African Journal of
Business Management

  • Abbreviation: Afr. J. Bus. Manage.
  • Language: English
  • ISSN: 1993-8233
  • DOI: 10.5897/AJBM
  • Start Year: 2007
  • Published Articles: 4188

Full Length Research Paper

A comparative study of data mining techniques in predicting consumers’ credit card risk in banks

Ling Kock Sheng1* and Teh Ying Wah2
1Faculty of Computer Science and Information Technology, University of Malaya, 50603 Kuala Lumpur, Malaysia. 2Department of Information Science, Faculty of Computer Science and Information Technology, University of Malaya, 50603 Kuala Lumpur, Malaysia.  
Email: [email protected]

  •  Accepted: 21 June 2011
  •  Published: 30 September 2013

Abstract

This paper investigates the use of batch and incremental classifiers such as logistic regression, neural networks, C5, Naïve Bayes updateable, IBk (instance-based learner, k nearest neighbour) and raced incremental logit boost to obtain the best classifier to be used for improving the predictive accuracy of consumers’ credit card risk of a bank in Malaysia.
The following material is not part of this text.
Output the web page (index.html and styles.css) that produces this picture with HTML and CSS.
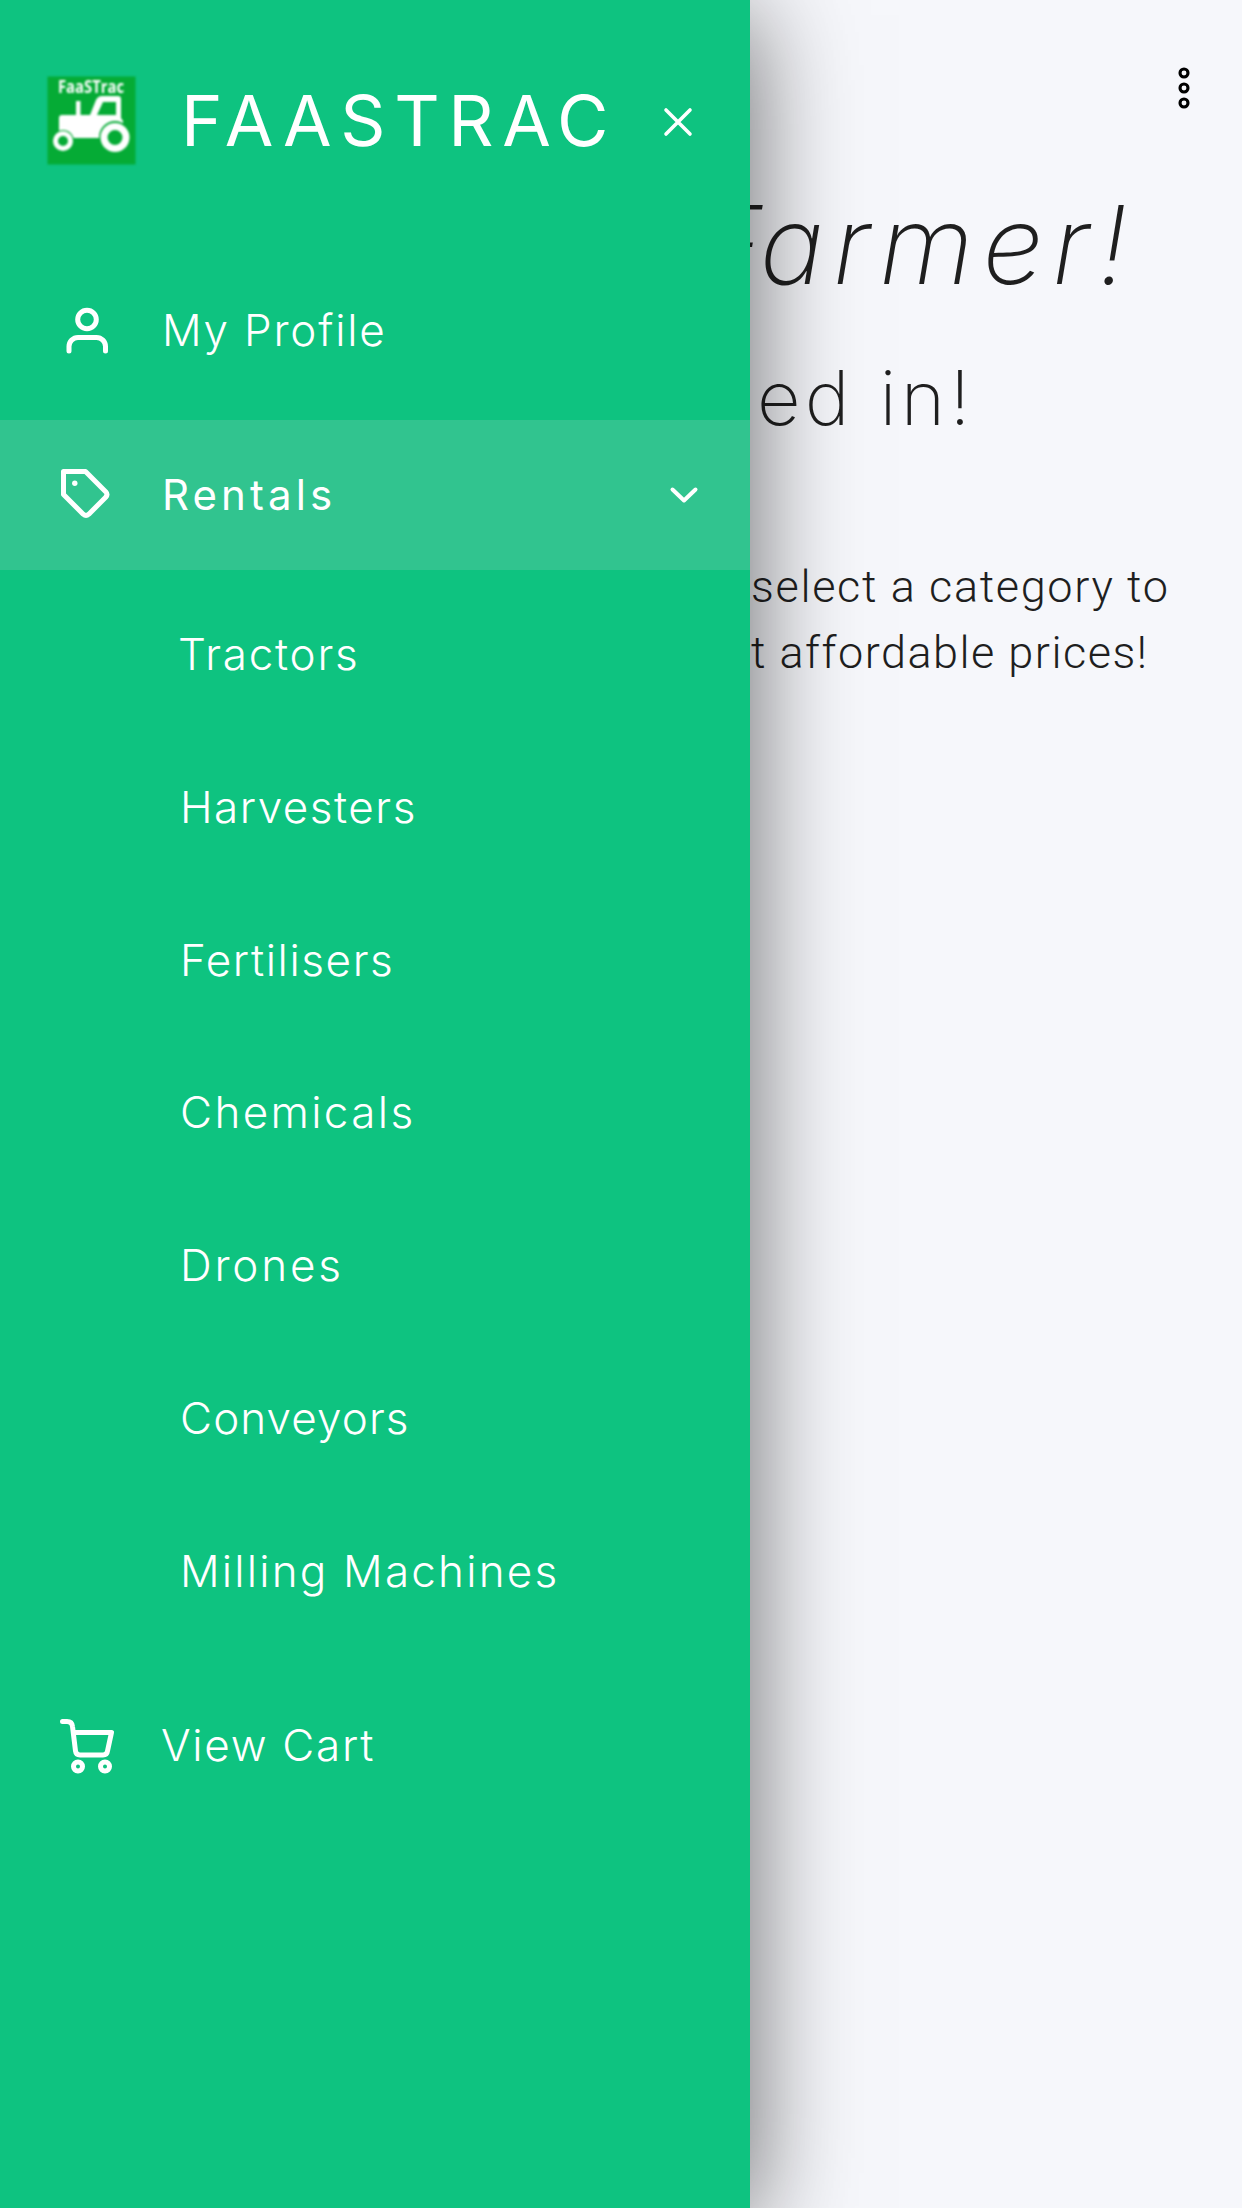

Prior to generating all the models for comparison, the initial set of data is also loaded into an ETL (extraction, transformation, loading) system developed to perform feature selection or attribute relevancy analysis using ID3 algorithm, compiling a subset of data with the highest information gain and gain ratio. An extended test is performed to use equal length binning on some attributes to find if it affects the relevancy of each attribute. The selected subset of data of 24 months is used to generate various data mining models using different training and testing sizes and binning sizes. C5 emerged consistently as the technique that have generated the best models with an average predictive accuracy as high as 94.68%. Sample sizes, equal-length binning sizes and training and testing sizes are all shown to have an effect on accuracy in different intensity.

 

Key words: Data mining techniques, predictive accuracy, incremental learning schemes.